15. August 1889

Wir befinden uns in der Zeit der Ernte. Schon jetzt suchen wir ängstlich den Himmel ab. Werden die Gewitter die Heuarbeit beeinträchtigen? In diese ländlichen Gedanken versunken bewege ich mich durch die Lindenalleen, wo ich dem aufgeregten Flug der Meisen, der fast aggressiven Balz des Rotkehlchens und der bodennahen Flucht der Amsel begegne. Sie geben mir das Gefühl, ein Eindringling zu sein, auf meinem eigenen Land.
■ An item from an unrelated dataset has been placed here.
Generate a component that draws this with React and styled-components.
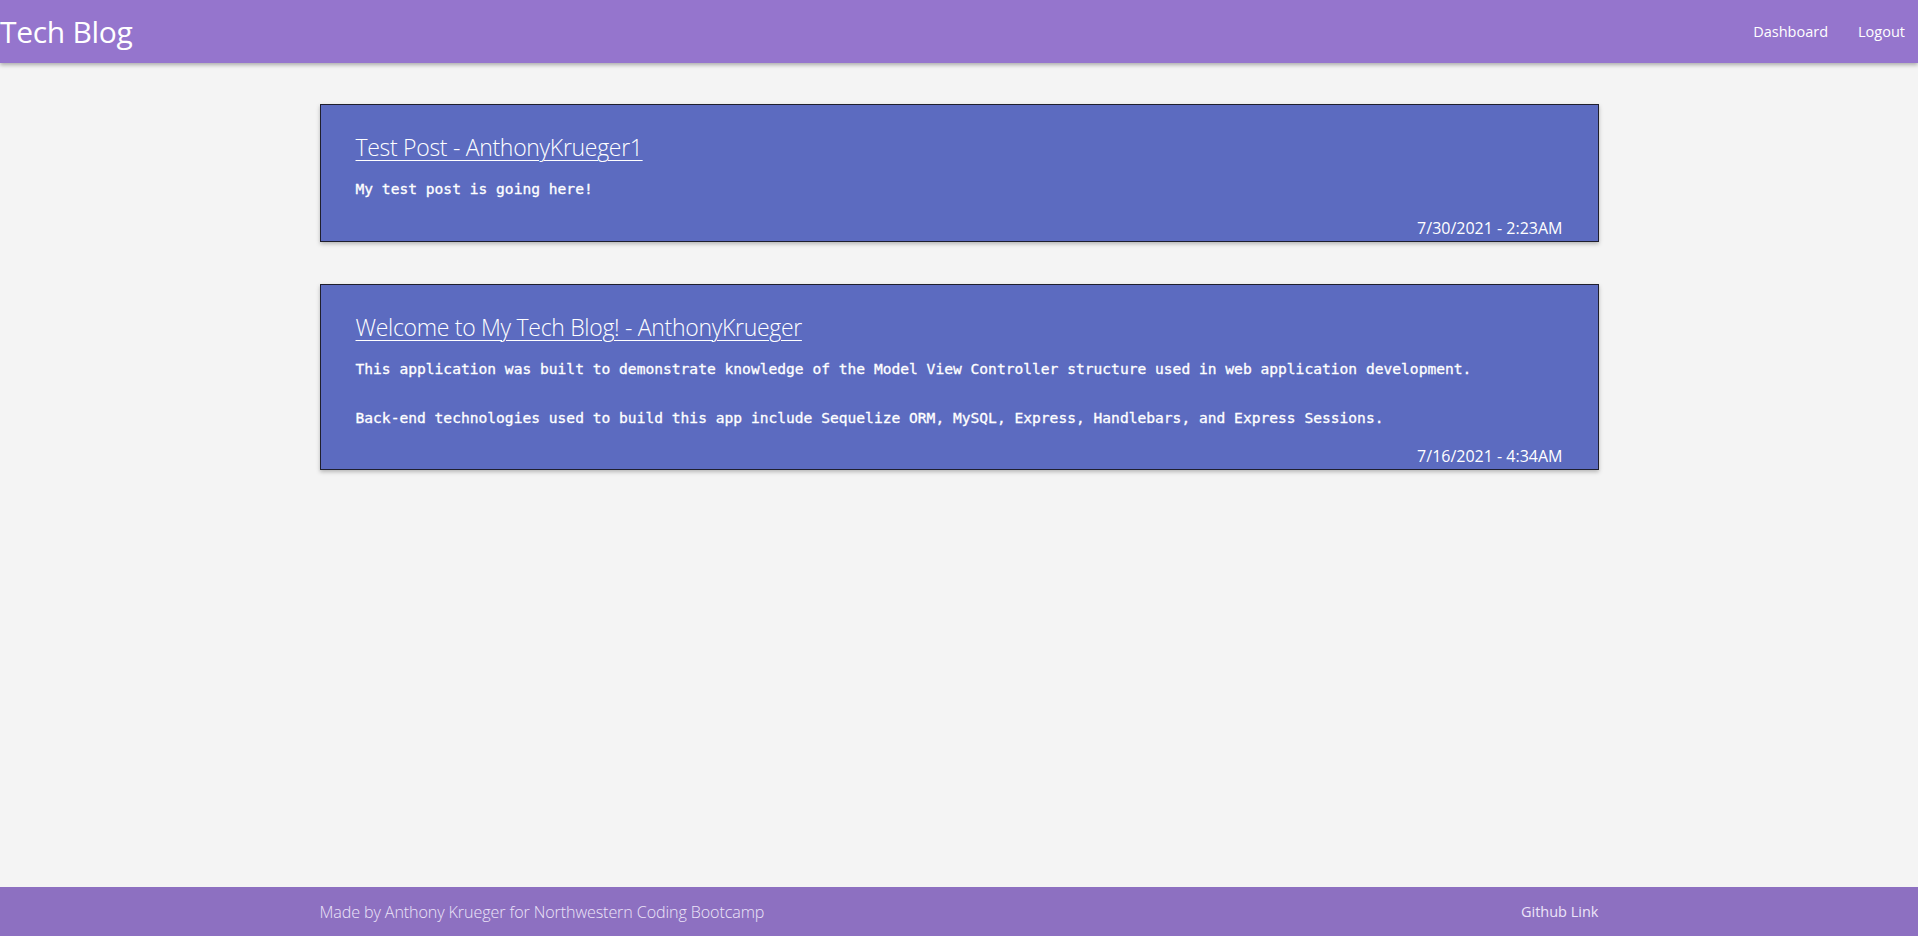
import styled, { createGlobalStyle } from "styled-components";

const GlobalStyle = createGlobalStyle`
  * {
    box-sizing: border-box;
  }

  body {
    margin: 0;
    background: #f4f4f4;
    font-family: "Open Sans", "Noto Sans", sans-serif;
  }
`;

const Page = styled.div`
  display: flex;
  flex-direction: column;
  min-height: 100vh;
`;

const Header = styled.header`
  display: flex;
  justify-content: space-between;
  align-items: center;
  height: 63px;
  padding-right: 13px;
  background: #9575cd;
  box-shadow: 0 2px 4px rgba(0, 0, 0, 0.3);
  position: relative;
  z-index: 1;
`;

const Brand = styled.h1`
  margin: 0;
  font-size: 30px;
  font-weight: 400;
  color: #fff;
  letter-spacing: -0.3px;
`;

const Nav = styled.nav`
  display: flex;
  gap: 30px;
`;

const NavLink = styled.a`
  color: #fff;
  font-size: 14.5px;
  text-decoration: none;
  cursor: pointer;
`;

const Main = styled.main`
  flex: 1;
  width: 1279px;
  margin: 0 auto;
  padding: 41px 0;
  display: flex;
  flex-direction: column;
  gap: 42px;
`;

const Card = styled.article`
  background: #5c6bc0;
  border: 1px solid #1f1f2e;
  box-shadow: 0 2px 4px rgba(0, 0, 0, 0.25);
  padding: 26px 35px 2px;
  color: #fff;
`;

const Title = styled.a`
  display: inline-block;
  font-size: 23px;
  font-weight: 300;
  line-height: 32px;
  color: #fff;
  text-decoration: underline;
  text-underline-offset: 4px;
  text-decoration-thickness: 1px;
  letter-spacing: -0.3px;
`;

const Body = styled.p`
  margin: 14px 0 0;
  font-family: "DejaVu Sans Mono", "Liberation Mono", monospace;
  font-size: 14.6px;
  font-weight: 400;
  line-height: 24.5px;
  white-space: pre-line;
  -webkit-text-stroke: 0.3px #fff;
`;

const Stamp = styled.div`
  margin-top: 15px;
  text-align: right;
  font-size: 16px;
  line-height: 22px;
`;

const Footer = styled.footer`
  height: 49px;
  background: #8d70c1;
`;

const FooterInner = styled.div`
  width: 1279px;
  height: 100%;
  margin: 0 auto;
  display: flex;
  justify-content: space-between;
  align-items: center;
  color: #ece4f8;
  font-size: 14.5px;
`;

const FooterText = styled.span`
  font-size: 16.1px;
  font-weight: 300;
  letter-spacing: -0.1px;
`;

const posts = [
  {
    id: 2,
    title: "Test Post - AnthonyKrueger1",
    body: "My test post is going here!",
    date: "7/30/2021 - 2:23AM",
  },
  {
    id: 1,
    title: "Welcome to My Tech Blog! - AnthonyKrueger",
    body:
      "This application was built to demonstrate knowledge of the Model View Controller structure used in web application development.\n\nBack-end technologies used to build this app include Sequelize ORM, MySQL, Express, Handlebars, and Express Sessions.",
    date: "7/16/2021 - 4:34AM",
  },
];

function PostCard({ post }) {
  return (
    <Card>
      <Title>{post.title}</Title>
      <Body>{post.body}</Body>
      <Stamp>{post.date}</Stamp>
    </Card>
  );
}

export default function App() {
  return (
    <Page>
      <GlobalStyle />
      <Header>
        <Brand>Tech Blog</Brand>
        <Nav>
          <NavLink>Dashboard</NavLink>
          <NavLink>Logout</NavLink>
        </Nav>
      </Header>
      <Main>
        {posts.map((post) => (
          <PostCard key={post.id} post={post} />
        ))}
      </Main>
      <Footer>
        <FooterInner>
          <FooterText>Made by Anthony Krueger for Northwestern Coding Bootcamp</FooterText>
          <span>Github Link</span>
        </FooterInner>
      </Footer>
    </Page>
  );
}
Dann denke ich an diesen Satz von Jules Michelet in seinem Buch mit dem schlichten Titel „Der Vogel“: „Der Mensch hätte nicht ohne den Vogel gelebt, der allein ihn vor dem Insekt und dem Reptil retten konnte; aber der Vogel hätte auch ohne den Menschen gelebt.“ 

Ich träume gerne von einer Welt ohne Menschen, in der die Vögel, die erhabenen Sänger, wie Michelet sie nennt, sich vereinen, um eine vibrierende und unerhörte Symphonie aufzuführen. Es besteht kein Zweifel daran, dass die Musik, die eine unserer vollendetsten Künste ist, zum Teil von den Vögeln stammt. Ich wage es nicht, mir die rauen und barbarischen Gesänge des antiken Archaeopteryx vorzustellen, aber wer wurde nicht schon einmal von dem Bemühen eines Waldes geflügelter Sänger um Nachahmung und melodische Übereinstimmung - ich wage es zu schreiben - ergriffen? Doch wenn es uns Menschen nicht gäbe, wer würde dann noch vom Gesang der Vögel schwärmen? Sie singen in der Tat für die, die zuhören.